The parties consented to a discovery order prior to trial, in which the government agreed to a schedule for disclosing evidence tending to impeach a prosecution witness, per Giglio v. United States, 405 U.S. 150. Under this schedule, the government had to provide all Giglio materials to Sterling no later than five days prior to the trial’s commencement. As the disclosure deadline approached, the government discovered impeachment materials in the personnel files of certain CIA witnesses; the government did not disclose these materials to Sterling until the day after the discovery period’s expiration. Sterling objected to the late disclosure at a pre-trial hearing, and the district court sanctioned the government by striking two of its witnesses.
The government also moved for a protective order prior to trial, under the Classified Information Procedures Act (“CIPA”), 18 U.S.C. app. 3 § 6. Seeking to protect the identities of certain witnesses—specifically, current or former CIA operatives—the government asked the court to, inter alia, allow the witnesses to use their last initials instead of their full names. At a pre-trial hearing, the court agreed to allow the witnesses to use pseudonyms while testifying, but ordered the government to provide a key with the witnesses’ actual names (“the witness key”) to Sterling, his counsel, and the jury.
On appeal, the Fourth Circuit found that the First Amendment reporter’s privilege claimed by Risen—involving testimony in a criminal proceeding regarding criminal conduct the reporter personally observed or participated in—had been rejected by the Supreme Court in Branzburg v.
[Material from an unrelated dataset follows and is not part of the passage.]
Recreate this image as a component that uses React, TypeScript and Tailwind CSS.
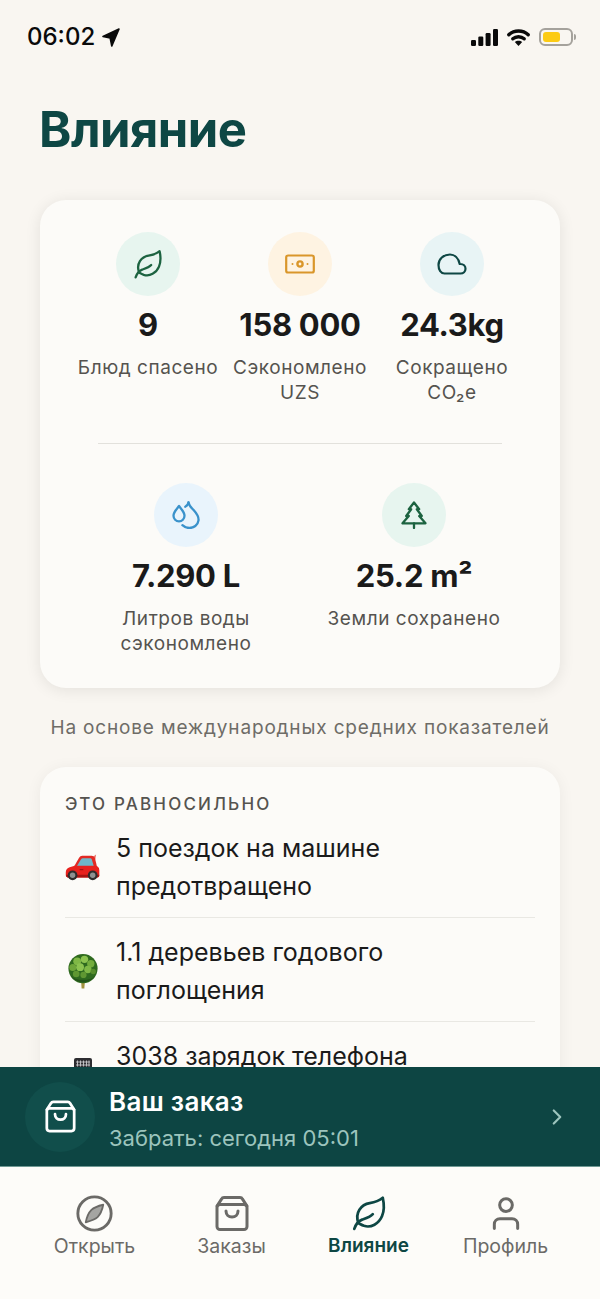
import { ChevronRight } from 'lucide-react';

const font = { fontFamily: 'Inter, "Noto Sans", sans-serif' };

function LeafIcon({ className }: { className?: string }) {
    return (
        <svg viewBox="0 0 32 32" fill="none" stroke="currentColor" strokeWidth={2.3} strokeLinecap="round" strokeLinejoin="round" className={className}>
            <path d="M7.200 24.600C3.600 15.800 9.600 8.600 16.600 7.600c4.200-.6 7.600-1.600 11-4.400 1.200 5.400 1.400 10.600-.6 15.400-2.600 6.400-9.400 10.200-15.200 8.200-1.600-.6-3-1.400-4.600-2.200Z" />
            <path d="M3.600 29.400c1.200-3.600 3.200-6.600 6.600-7.800 3.600-1.200 6.600-2 9-4.600" />
        </svg>
    );
}

function BagIcon({ className }: { className?: string }) {
    return (
        <svg viewBox="0 0 34 36" fill="none" stroke="currentColor" strokeWidth={3} strokeLinecap="round" strokeLinejoin="round" className={className}>
            <path d="M2 10.500 6.500 3.600C7 2.600 8 2 9 2h16c1 0 2 .6 2.500 1.600L32 10.500" />
            <rect x="2" y="9" width="30" height="25" rx="3" />
            <path d="M11 15.500c0 3.600 2.600 6 6 6s6-2.400 6-6" />
        </svg>
    );
}

function CompassIcon({ className }: { className?: string }) {
    return (
        <svg viewBox="0 0 36 36" fill="none" stroke="currentColor" strokeWidth={2.8} strokeLinejoin="round" className={className}>
            <circle cx="18" cy="18" r="16.200" />
            <path d="M26.500 9.500C25.500 14.500 23.500 19 21 21.500c-2.500 2.300-6.500 3.600-11.500 5C10.500 21.500 12.500 17 15 14.500c2.600-2.400 6.500-3.800 11.500-5Z" fill="currentColor" fillOpacity={0.6} strokeWidth={1.800} />
        </svg>
    );
}

function UserIcon({ className }: { className?: string }) {
    return (
        <svg viewBox="0 0 30 36" fill="none" stroke="currentColor" strokeWidth={3.2} strokeLinecap="round" className={className}>
            <circle cx="15" cy="9" r="6.800" />
            <path d="M2.500 34v-4.500c0-3.400 2.600-6 6-6h13c3.400 0 6 2.600 6 6V34" />
        </svg>
    );
}

function BillIcon({ className }: { className?: string }) {
    return (
        <svg viewBox="0 0 30 20" fill="none" stroke="currentColor" strokeWidth={2.2} className={className}>
            <rect x="1.200" y="1.500" width="27.600" height="17" rx="1.800" />
            <circle cx="15" cy="10" r="2.600" strokeWidth={2.400} />
            <circle cx="7.500" cy="10" r="1" fill="currentColor" stroke="none" />
            <circle cx="22.500" cy="10" r="1" fill="currentColor" stroke="none" />
        </svg>
    );
}

function CloudIcon({ className }: { className?: string }) {
    return (
        <svg viewBox="0 0 30 22" fill="none" stroke="currentColor" strokeWidth={2.2} strokeLinejoin="round" className={className}>
            <path d="M7.500 20.500h16c2.800 0 5-2 5-4.700 0-2.800-2.200-4.800-5-4.800h-.8C21.500 5 17.500 1.500 13 1.500 6.500 1.500 1.500 6 1.500 12c0 5 2.500 8.500 6 8.500Z" />
        </svg>
    );
}

function DropsIcon({ className }: { className?: string }) {
    return (
        <svg viewBox="0 0 28 28" fill="none" stroke="currentColor" strokeWidth={2.3} strokeLinecap="round" strokeLinejoin="round" className={className}>
            <path d="M7 5C5 8 1.500 10.500 1.500 14.800a5.500 5.500 0 0 0 11 0C12.500 10.500 9 8 7 5Z" />
            <path d="M16.500 1.500c-.4 2-1.400 3.300-3.300 4.200" />
            <path d="M16.500 1.500c.4 3 2.800 5 5.100 7.600 3 3.300 5.400 6 4.900 10.300-.6 4.800-4.900 7.600-9.100 7.600-2.800 0-5-1.100-7-2.800" />
        </svg>
    );
}

function PineIcon({ className }: { className?: string }) {
    return (
        <svg viewBox="0 0 26 28" fill="none" stroke="currentColor" strokeWidth={2.3} strokeLinecap="round" strokeLinejoin="round" className={className}>
            <path d="M13 1.500 7.800 8.200h2.400L5.200 15h2.600L1.500 22.300h23L18.200 15h2.600l-5-6.800h2.400Z" />
            <path d="M13 22.500v4.500" />
        </svg>
    );
}

function CarEmoji() {
    return (
        <svg viewBox="0 0 36 27" className="h-[27px] w-[36px]">
            <path d="M28 3 32 0 31 6Z" fill="#e8766c" />
            <path d="M9 13 14.500 3.500C15.200 2.300 16.300 1.500 17.800 1.500h9.500c1.700 0 3 .9 3.500 2.500L33 13Z" fill="#e22a24" />
            <path d="M12 12.500 16.500 5c.4-.7 1.100-1 1.800-1h7.400c.9 0 1.600.5 1.900 1.300l2.100 7.200Z" fill="#6fb7c8" />
            <path d="M.8 18.500c0-2.800 1.700-4.500 4-5.200L10 11.800h21c2.500 0 4.300 1.700 4.300 4.500v5c0 1.500-1 2.400-2.300 2.400H3c-1.300 0-2.200-1-2.200-2.400Z" fill="#e8211d" />
            <path d="M1.200 21h34v1c0 1-.8 1.700-1.800 1.700H3c-1 0-1.800-.7-1.800-1.700Z" fill="#a81412" />
            <rect x="15" y="15" width="4" height="1.400" rx="0.700" fill="#a81412" />
            <circle cx="7.800" cy="21.500" r="5" fill="#2f2c2c" />
            <circle cx="7.800" cy="21.500" r="2.800" fill="#8d9090" />
            <circle cx="28.500" cy="21.500" r="5" fill="#2f2c2c" />
            <circle cx="28.500" cy="21.500" r="2.800" fill="#8d9090" />
        </svg>
    );
}

function TreeEmoji() {
    return (
        <svg viewBox="0 0 32 36" className="h-[35px] w-[32px]">
            <path d="M13.800 24h4.400l-.8 11.500h-2.800Z" fill="#a3933f" />
            <circle cx="16" cy="15" r="15" fill="#2f6a1f" />
            <path d="M3 21.500a15 15 0 0 0 26 0c-3 4-7.500 5-13 5s-10-1-13-5Z" fill="#24531a" />
            <circle cx="10" cy="7.500" r="4" fill="#7fb846" />
            <circle cx="17.500" cy="5.500" r="3.800" fill="#8cc350" />
            <circle cx="24" cy="10" r="3.800" fill="#74ad3e" />
            <circle cx="5.500" cy="14" r="3.600" fill="#6ea63a" />
            <circle cx="13" cy="13.500" r="4" fill="#8cc350" />
            <circle cx="21" cy="16" r="3.800" fill="#7fb846" />
            <circle cx="9" cy="20.500" r="3.400" fill="#5f9732" />
            <circle cx="16.500" cy="21.500" r="3.200" fill="#5f9732" />
            <circle cx="26.500" cy="18" r="2.800" fill="#568c2c" />
        </svg>
    );
}

function PhoneEmoji() {
    return (
        <svg viewBox="0 0 18 30" className="h-[30px] w-[18px]">
            <rect width="18" height="30" rx="2" fill="#2d2d31" />
            <path d="M2 4h14M2 7h14M3.500 2.500v6M6.500 2.500v6M9.500 2.500v6M12.500 2.500v6M15 2.500v6" stroke="#c8c8cc" strokeWidth={0.900} />
        </svg>
    );
}

function StatusBar() {
    return (
        <div className="flex h-[74px] shrink-0 items-center justify-between pl-[27px] pr-[24px]">
            <div className="flex items-center gap-[7px]">
                <span className="text-[24px] leading-none font-medium text-[#0a0a0a]">06:02</span>
                <svg viewBox="0 0 18 19" className="h-[19px] w-[18px]">
                    <path d="M17 1 9.800 18 8.200 10 1 8.500Z" fill="#0a0a0a" stroke="#0a0a0a" strokeWidth={1.6} strokeLinejoin="round" />
                </svg>
            </div>
            <div className="flex items-center">
                <svg viewBox="0 0 27 17" className="h-[17px] w-[27px]">
                    <rect x="0" y="11" width="5" height="6" rx="1.200" fill="#0a0a0a" />
                    <rect x="7.300" y="7.500" width="5" height="9.500" rx="1.200" fill="#0a0a0a" />
                    <rect x="14.600" y="4" width="5" height="13" rx="1.200" fill="#0a0a0a" />
                    <rect x="22" y="0" width="5" height="17" rx="1.200" fill="#0a0a0a" />
                </svg>
                <svg viewBox="0 0 23 17" className="ml-[9px] h-[17px] w-[23px]">
                    <path d="M1.800 5.800C7 .8 16 .8 21.200 5.800" fill="none" stroke="#0a0a0a" strokeWidth={3.400} strokeLinecap="round" />
                    <path d="M5.800 9.800c3.200-2.800 8.200-2.800 11.400 0" fill="none" stroke="#0a0a0a" strokeWidth={3.400} strokeLinecap="round" />
                    <path d="M11.500 17 7.800 13c2-1.800 5.400-1.800 7.400 0Z" fill="#0a0a0a" />
                </svg>
                <div className="ml-[9px] flex items-center gap-[1px]">
                    <div className="h-[18px] w-[34px] rounded-[6px] border-2 border-[#a5a29c] p-[2px]">
                        <div className="h-full w-[17px] rounded-[3px] bg-[#fccb14]" />
                    </div>
                    <div className="h-[6px] w-[2px] rounded-r-sm bg-[#a5a29c]" />
                </div>
            </div>
        </div>
    );
}

function Stat({ icon, circle, value, label }: { icon: React.ReactNode; circle: string; value: React.ReactNode; label: React.ReactNode }) {
    return (
        <div className="flex flex-col items-center text-center">
            <div className={`flex size-[64px] items-center justify-center rounded-full ${circle}`}>{icon}</div>
            <div className="mt-[11px] text-[31px] leading-[36px] font-bold tracking-[-0.3px] text-[#1a1a1a]">{value}</div>
            <div className="mt-[12px] text-[19px] leading-[25px] tracking-[0.55px] whitespace-nowrap text-[#55534f]">{label}</div>
        </div>
    );
}

function EquivRow({ emoji, children }: { emoji: React.ReactNode; children: React.ReactNode }) {
    return (
        <div className="flex items-center border-b border-[#e9e8e3] pt-[15px] pb-[12px]">
            <div className="flex w-[51px] shrink-0 justify-center pr-[16px]">{emoji}</div>
            <div className="text-[25px] leading-[38px] text-[#1a1a1a]">{children}</div>
        </div>
    );
}

function Tab({ icon, label, active }: { icon: React.ReactNode; label: string; active?: boolean }) {
    return (
        <div className={`flex flex-col items-center ${active ? 'text-[#0e4744]' : 'text-[#6b6a67]'}`}>
            <div className="flex h-[38px] items-center justify-center">{icon}</div>
            <div className={`mt-[2px] leading-[24px] ${active ? 'text-[19px] font-semibold' : 'text-[19.5px]'}`}>{label}</div>
        </div>
    );
}

export default function App() {
    return (
        <div style={font} className="flex h-[1299px] w-[600px] flex-col overflow-hidden bg-[#f9f6f1]">
            <StatusBar />

            <main className="min-h-0 flex-1 overflow-hidden px-[40px]">
                <h1 className="mt-[26px] -ml-px text-[49px] leading-[60px] font-bold tracking-[-0.5px] text-[#0e4744]">Влияние</h1>

                <section className="mt-[40px] rounded-[26px] bg-[#fcfbf8] px-[32px] pt-[32px] pb-[32px] shadow-[0_2px_16px_rgba(0,0,0,0.09)]">
                    <div className="grid grid-cols-3">
                        <Stat
                            circle="bg-[#e7f5ef]"
                            icon={<LeafIcon className="size-[32px] text-[#1c6340]" />}
                            value="9"
                            label="Блюд спасено"
                        />
                        <Stat
                            circle="bg-[#fef3e2]"
                            icon={<BillIcon className="h-[20px] w-[30px] text-[#d9962a]" />}
                            value="158 000"
                            label={<>Сэкономлено<br />UZS</>}
                        />
                        <Stat
                            circle="bg-[#e8f4f5]"
                            icon={<CloudIcon className="h-[22px] w-[30px] text-[#0e4744]" />}
                            value="24.3kg"
                            label={<>Сокращено<br />CO₂e</>}
                        />
                    </div>

                    <div className="mx-[26px] mt-[38px] mb-[39px] h-px bg-[#e2e1dc]" />

                    <div className="grid grid-cols-2">
                        <Stat
                            circle="bg-[#e9f4fc]"
                            icon={<DropsIcon className="size-[28px] text-[#3a92cb]" />}
                            value="7.290 L"
                            label={<>Литров воды<br />сэкономлено</>}
                        />
                        <Stat
                            circle="bg-[#e7f5ef]"
                            icon={<PineIcon className="h-[28px] w-[26px] text-[#1c6340]" />}
                            value="25.2 m²"
                            label="Земли сохранено"
                        />
                    </div>
                </section>

                <p className="mt-[28px] text-center text-[19px] leading-[24px] tracking-[0.83px] whitespace-nowrap text-[#6e6c67]">
                    На основе международных средних показателей
                </p>

                <section className="mt-[27px] rounded-[26px] bg-[#fcfbf8] px-[25px] pt-[27px] pb-[60px] shadow-[0_2px_16px_rgba(0,0,0,0.06)]">
                    <div className="text-[17px] leading-[20px] font-medium tracking-[2.2px] text-[#55534f]">ЭТО РАВНОСИЛЬНО</div>
                    <EquivRow emoji={<CarEmoji />}>
                        5 поездок на машине
                        <br />
                        предотвращено
                    </EquivRow>
                    <EquivRow emoji={<TreeEmoji />}>
                        1.1 деревьев годового
                        <br />
                        поглощения
                    </EquivRow>
                    <div className="flex items-start pt-[15px]">
                        <div className="flex w-[51px] shrink-0 justify-center pt-[21px] pr-[16px]">
                            <PhoneEmoji />
                        </div>
                        <div className="text-[25px] leading-[38px] text-[#1a1a1a]">3038 зарядок телефона</div>
                    </div>
                </section>
            </main>

            <div className="flex h-[100px] shrink-0 items-center border-b border-[#6f9994] bg-[#0d4543] pl-[25px] pr-[30px]">
                <div className="flex size-[70px] shrink-0 items-center justify-center rounded-full bg-[#114e4b]">
                    <BagIcon className="h-[33px] w-[31px] text-white" />
                </div>
                <div className="ml-[14px] min-w-0 flex-1 pt-[4px]">
                    <div className="text-[26px] leading-[32px] font-semibold tracking-[0.3px] text-white">Ваш заказ</div>
                    <div className="mt-[7px] text-[22px] leading-[26px] text-[#9cc4bd]">Забрать: сегодня 05:01</div>
                </div>
                <ChevronRight className="size-[26px] text-[#9cc4bd]" strokeWidth={2} />
            </div>

            <nav className="grid h-[132px] shrink-0 grid-cols-4 bg-[#fdfcf9] px-[26px] pt-[27px]">
                <Tab icon={<CompassIcon className="size-[37px]" />} label="Открыть" />
                <Tab icon={<BagIcon className="h-[37px] w-[34px]" />} label="Заказы" />
                <Tab active icon={<LeafIcon className="size-[38px]" />} label="Влияние" />
                <Tab icon={<UserIcon className="h-[35px] w-[28px]" />} label="Профиль" />
            </nav>
        </div>
    );
}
Hayes, 408 U.S. 665. Furthermore, the Fourth Circuit found that the subpoena was not issued in bad faith or for purposes of harassment. The court also rejected Risen’s claim to a common-law reporter’s privilege, noting that the Branzburg Court failed to recognize such a privilege, and finding that the Supreme Court’s interpretation of Federal Rule of Evidence 501 in Jaffee v. Redmond, 518 U.S. 1—which established a psychotherapist-patient privilege—did not overrule Branzburg or allow federal courts to recognize a reporter’s privilege under the common law. With regard to the sanction for the government’s late Giglio disclosure, the Fourth Circuit found that the Giglio violation was not made in bad faith; that Sterling’s trial preparations were not irreparably damaged by the late disclosure; and that a less severe sanction—specifically, a continuance—would have remedied any prejudice from the brief delay. Lastly, with regard to the district court’s CIPA ruling, the Fourth Circuit noted that Sterling already knew or may know some of the witnesses, and asserted that depriving Sterling of the witness key could infringe upon his Confrontation Clause rights; furthermore, the court noted that the government made no showing that Sterling or his counsel posed an actual threat to the witnesses’ safety. However, the Fourth Circuit also noted that the jurors could remember the names on the witness key; that the actual names of the witnesses would not help the jury understand the facts and legal issues of the case, and that disclosure of the witness key to jurors was therefore not worth the risk; and that a proper jury instruction could alleviate any prejudice to Sterling.